Table 4 Accuracy comparisons with the state-of-the-art

According to the Fig. 11, Tables 2, and 3, we see that the image retrieval accuracy by the proposed method is competitive with the other methods. The effectiveness of the proposed image retrieval results from: (1) Quaternion polar harmonic transforms (QPHTs) coefficients are adopted to depict the image shape, which has many desirable properties such as expression efficiency, robustness to noise, geometric invariance, fast computation, etc.; (2) image texture is represented by BKF parameters of NSST sub-bands, which are robust to illumination and image blurring, and also reduce computational complexity in the texture retrieval phase; (3) QPHTs coefficients and BKF parameters of NSST are combined effectively for image retrieval.

7 Conclusion

CBIR has drawn substantial research attention in the last decade. CBIR usually indexes images by low-level visual features which, though they cannot completely characterize semantic content, are easier to integrate into mathematical formulations.

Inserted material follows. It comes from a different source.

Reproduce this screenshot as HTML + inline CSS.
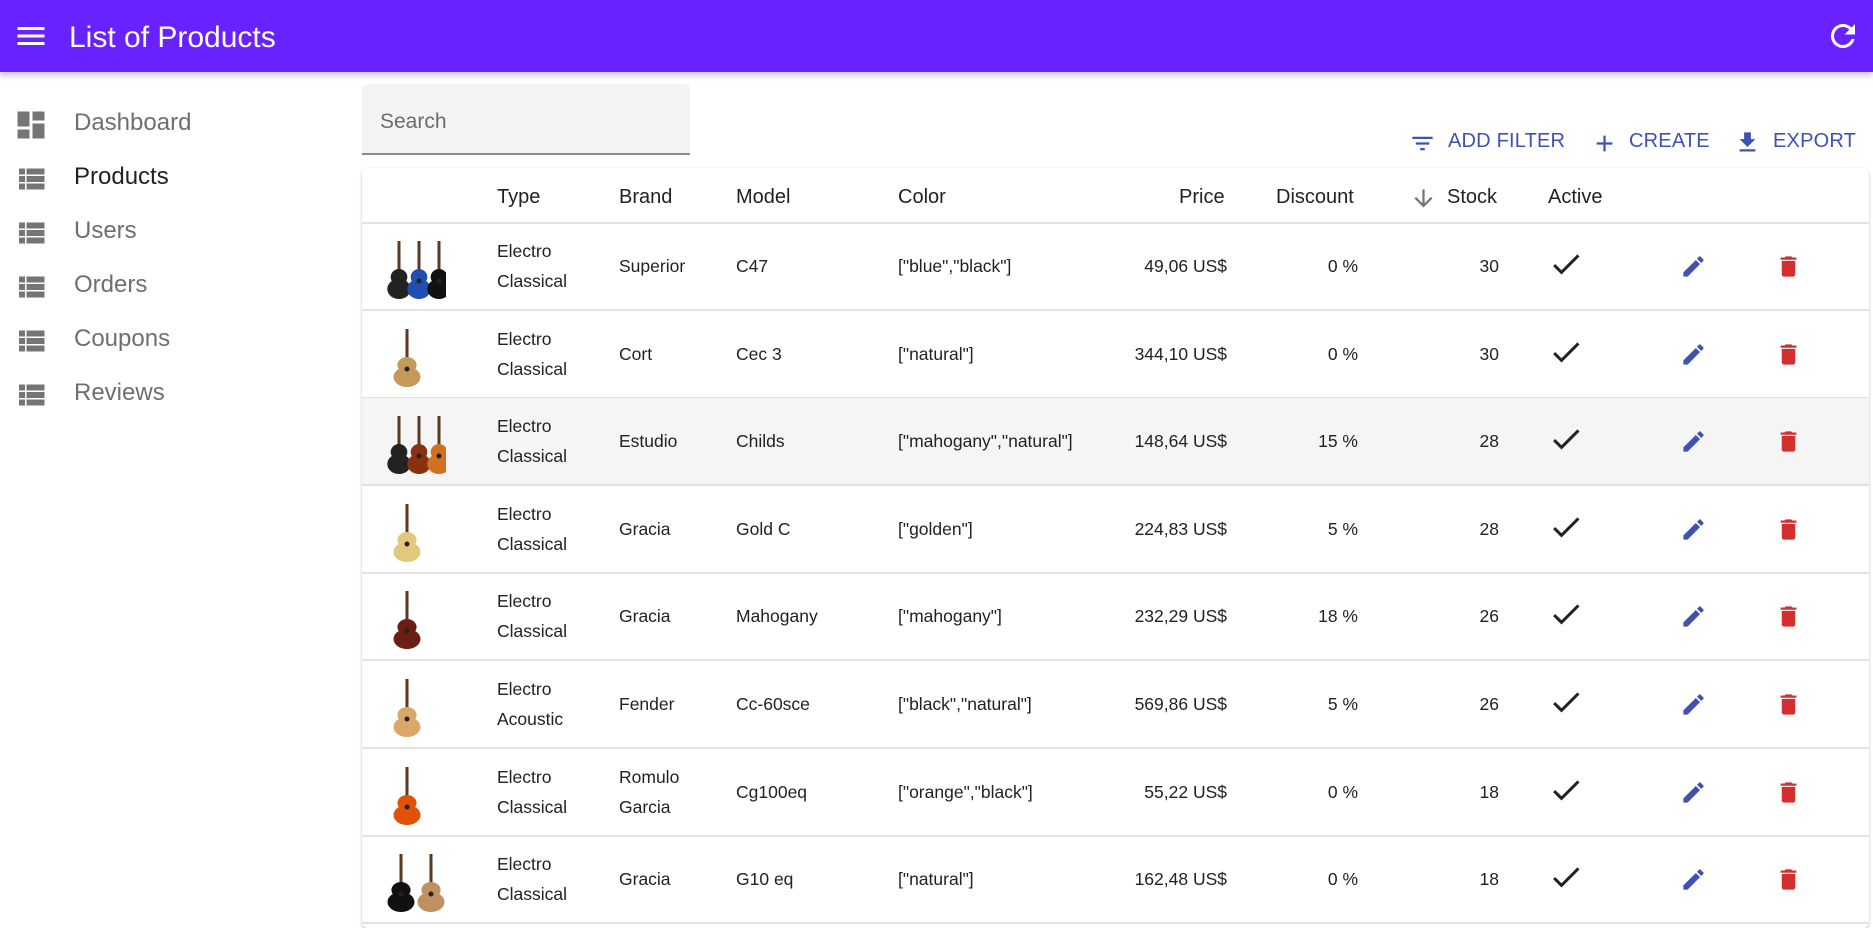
<!DOCTYPE html>
<html><head><meta charset="utf-8"><style>
*{margin:0;padding:0;box-sizing:border-box}
body{width:1873px;height:894px;overflow:hidden;background:#fff;font-family:"Liberation Sans",Arial,sans-serif;position:relative;color:rgba(0,0,0,.87)}
.hdr{position:absolute;left:0;top:0;width:1873px;height:72px;background:#6822ff;box-shadow:0 3px 6px rgba(0,0,0,.25);z-index:5}
.abs{position:absolute}
.nav{position:absolute;left:0;height:54px;width:340px}
.nav svg{position:absolute;left:13px;top:9px}
.nav span{position:absolute;left:74px;top:11px;font-size:24px;color:#6f6f6f}
.search{position:absolute;left:362px;top:84px;width:328px;height:71px;background:#f4f4f4;border-bottom:2px solid #8a8a8a;border-radius:5px 5px 0 0}
.search span{position:absolute;left:18px;top:26px;font-size:21px;color:#6b6b6b}
.btn{position:absolute;top:130px;font-size:20px;color:#3f51b5;letter-spacing:.2px}
.card{position:absolute;left:362px;top:168px;width:1507px;height:760px;background:#fff;border-radius:5px;box-shadow:0 1px 3px rgba(0,0,0,.2),0 1px 1px rgba(0,0,0,.12)}
.th{position:absolute;top:186px;font-size:20px;color:#222}
.row{position:absolute;left:362px;width:1507px;height:88px;border-bottom:2px solid #e2e2e2}
.c{position:absolute;top:0;height:86px;display:flex;align-items:center;font-size:17.5px;line-height:30px;color:#222}
.r{justify-content:flex-end}
</style></head><body>
<div class="hdr">
<svg class="abs" style="left:13px;top:18px" width="36" height="36" viewBox="0 0 24 24"><path fill="#fff" d="M3 18h18v-2H3v2zm0-5h18v-2H3v2zm0-7v2h18V6H3z"/></svg>
<div class="abs" style="left:69px;top:21px;font-size:30px;color:#fff">List of Products</div>
<svg class="abs" style="left:1825px;top:18px" width="36" height="36" viewBox="0 0 24 24"><path fill="#fff" d="M17.65 6.35C16.2 4.9 14.21 4 12 4c-4.42 0-7.99 3.58-7.99 8s3.57 8 7.99 8c3.730 0 6.84-2.55 7.73-6h-2.08c-.82 2.33-3.04 4-5.650 4-3.31 0-6-2.690-6-6s2.69-6 6-6c1.66 0 3.14.69 4.22 1.78L13 11h7V4l-2.35 2.35z"/></svg>
</div>

<div class="nav" style="top:98px"><svg width="36" height="36" viewBox="0 0 24 24"><path fill="#757575" d="M3 13h8V3H3v10zm0 8h8v-6H3v6zm10 0h8V11h-8v10zm0-18v6h8V3h-8z"/></svg><span>Dashboard</span></div>
<div class="nav" style="top:152px"><svg width="36" height="36" viewBox="0 0 24 24"><path fill="#757575" d="M4 14h4v-4H4v4zm0 5h4v-4H4v4zM4 9h4V5H4v4zm5 5h12v-4H9v4zm0 5h12v-4H9v4zM9 5v4h12V5H9z"/></svg><span style="color:#222">Products</span></div>
<div class="nav" style="top:206px"><svg width="36" height="36" viewBox="0 0 24 24"><path fill="#757575" d="M4 14h4v-4H4v4zm0 5h4v-4H4v4zM4 9h4V5H4v4zm5 5h12v-4H9v4zm0 5h12v-4H9v4zM9 5v4h12V5H9z"/></svg><span>Users</span></div>
<div class="nav" style="top:260px"><svg width="36" height="36" viewBox="0 0 24 24"><path fill="#757575" d="M4 14h4v-4H4v4zm0 5h4v-4H4v4zM4 9h4V5H4v4zm5 5h12v-4H9v4zm0 5h12v-4H9v4zM9 5v4h12V5H9z"/></svg><span>Orders</span></div>
<div class="nav" style="top:314px"><svg width="36" height="36" viewBox="0 0 24 24"><path fill="#757575" d="M4 14h4v-4H4v4zm0 5h4v-4H4v4zM4 9h4V5H4v4zm5 5h12v-4H9v4zm0 5h12v-4H9v4zM9 5v4h12V5H9z"/></svg><span>Coupons</span></div>
<div class="nav" style="top:368px"><svg width="36" height="36" viewBox="0 0 24 24"><path fill="#757575" d="M4 14h4v-4H4v4zm0 5h4v-4H4v4zM4 9h4V5H4v4zm5 5h12v-4H9v4zm0 5h12v-4H9v4zM9 5v4h12V5H9z"/></svg><span>Reviews</span></div>

<div class="search"><span>Search</span></div>

<svg class="abs" style="left:1409px;top:130px" width="27" height="27" viewBox="0 0 24 24"><path fill="#3f51b5" d="M10 18h4v-2h-4v2zM3 6v2h18V6H3zm3 7h12v-2H6v2z"/></svg>
<div class="btn" style="left:1448px">ADD FILTER</div>
<svg class="abs" style="left:1591px;top:130px" width="27" height="27" viewBox="0 0 24 24"><path fill="#3f51b5" d="M19 13h-6v6h-2v-6H5v-2h6V5h2v6h6v2z"/></svg>
<div class="btn" style="left:1629px">CREATE</div>
<svg class="abs" style="left:1734px;top:129px" width="27" height="27" viewBox="0 0 24 24"><path fill="#3f51b5" d="M19 9h-4V3H9v6H5l7 7 7-7zM5 18v2h14v-2H5z"/></svg>
<div class="btn" style="left:1773px">EXPORT</div>

<div class="card"></div>
<div class="abs" style="left:362px;top:222px;width:1507px;height:2px;background:#e2e2e2"></div>
<div class="th" style="left:497px">Type</div>
<div class="th" style="left:619px">Brand</div>
<div class="th" style="left:736px">Model</div>
<div class="th" style="left:898px">Color</div>
<div class="th" style="left:1179px">Price</div>
<div class="th" style="left:1276px">Discount</div>
<svg class="abs" style="left:1410px;top:185px" width="27" height="27" viewBox="0 0 24 24"><path fill="#757575" d="M20 12l-1.41-1.41L13 16.17V4h-2v12.17l-5.58-5.59L4 12l8 8 8-8z"/></svg>
<div class="th" style="left:1447px">Stock</div>
<div class="th" style="left:1548px">Active</div>

<div id="rows"></div>
<script>
const data=[
["Electro<br>Classical","Superior","C47",'["blue","black"]',"49,06 US$","0 %","30",["#222","#1f4fb0","#111"]],
["Electro<br>Classical","Cort","Cec 3",'["natural"]',"344,10 US$","0 %","30",["#c49a5a"]],
["Electro<br>Classical","Estudio","Childs",'["mahogany","natural"]',"148,64 US$","15 %","28",["#222","#8a3010","#d07020"]],
["Electro<br>Classical","Gracia","Gold C",'["golden"]',"224,83 US$","5 %","28",["#e2c87a"]],
["Electro<br>Classical","Gracia","Mahogany",'["mahogany"]',"232,29 US$","18 %","26",["#6a1e14"]],
["Electro<br>Acoustic","Fender","Cc-60sce",'["black","natural"]',"569,86 US$","5 %","26",["#d9a868"]],
["Electro<br>Classical","Romulo<br>Garcia","Cg100eq",'["orange","black"]',"55,22 US$","0 %","18",["#e0520a"]],
["Electro<br>Classical","Gracia","G10 eq",'["natural"]',"162,48 US$","0 %","18",["#111","#c09060"]]];
function guitar(col,x,w){return `<g transform="translate(${x},0)"><rect x="${w/2-1.5}" y="4" width="3" height="30" fill="#5a3a20"/><ellipse cx="${w/2}" cy="40" rx="${w*0.32}" ry="8" fill="${col}"/><ellipse cx="${w/2}" cy="52" rx="${w*0.45}" ry="10" fill="${col}"/><circle cx="${w/2}" cy="44" r="2.5" fill="#222"/></g>`}
let h="";
data.forEach((d,i)=>{
 const top=223+i*87.6;
 const gs=d[7];const w=60/gs.length;
 let g=gs.map((c,k)=>guitar(c,k*w,Math.min(w*1.3,30))).join("");
 h+=`<div class="row" style="top:${top}px;${i==2?'background:#f5f5f5':''}">
 <svg class="abs" style="left:${gs.length==1?30:24}px;top:14px" width="${gs.length==1?30:60}" height="62" viewBox="0 0 ${gs.length==1?30:60} 62">${g}</svg>
 <div class="c" style="left:135px">${d[0]}</div>
 <div class="c" style="left:257px">${d[1]}</div>
 <div class="c" style="left:374px">${d[2]}</div>
 <div class="c" style="left:536px">${d[3]}</div>
 <div class="c r" style="left:700px;width:165px">${d[4]}</div>
 <div class="c r" style="left:880px;width:116px">${d[5]}</div>
 <div class="c r" style="left:1000px;width:137px">${d[6]}</div>
 <svg class="abs" style="left:1186px;top:23px" width="36" height="36" viewBox="0 0 24 24"><path fill="#222" d="M9 16.2L4.8 12l-1.4 1.4L9 19 21 7l-1.4-1.4L9 16.2z"/></svg>
 <svg class="abs" style="left:1318px;top:30px" width="27" height="27" viewBox="0 0 24 24"><path fill="#3f51b5" d="M3 17.25V21h3.75L17.81 9.94l-3.75-3.75L3 17.25zM20.71 7.04c.39-.39.39-1.02 0-1.41l-2.34-2.34a.996.996 0 00-1.41 0l-1.83 1.83 3.75 3.75 1.83-1.83z"/></svg>
 <svg class="abs" style="left:1413px;top:30px" width="27" height="27" viewBox="0 0 24 24"><path fill="#d32f2f" d="M6 19c0 1.1.9 2 2 2h8c1.1 0 2-.9 2-2V7H6v12zM19 4h-3.5l-1-1h-5l-1 1H5v2h14V4z"/></svg>
 </div>`;
});
document.getElementById("rows").innerHTML=h;
</script>
</body></html>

In this paper, we have proposed a content-based image retrieval approach using QPHTs coefficients and BKF parameters in NSST domain. Experimental results showed that the proposed method yielded higher retrieval accuracy than the other conventional methods with no greater feature vector dimension. In addition, the proposed method almost always showed performance gain in of average normal precision and average normal recall over the other methods. As further studies, the proposed retrieval method is to be evaluated for more various DBs and to be applied to video retrieval.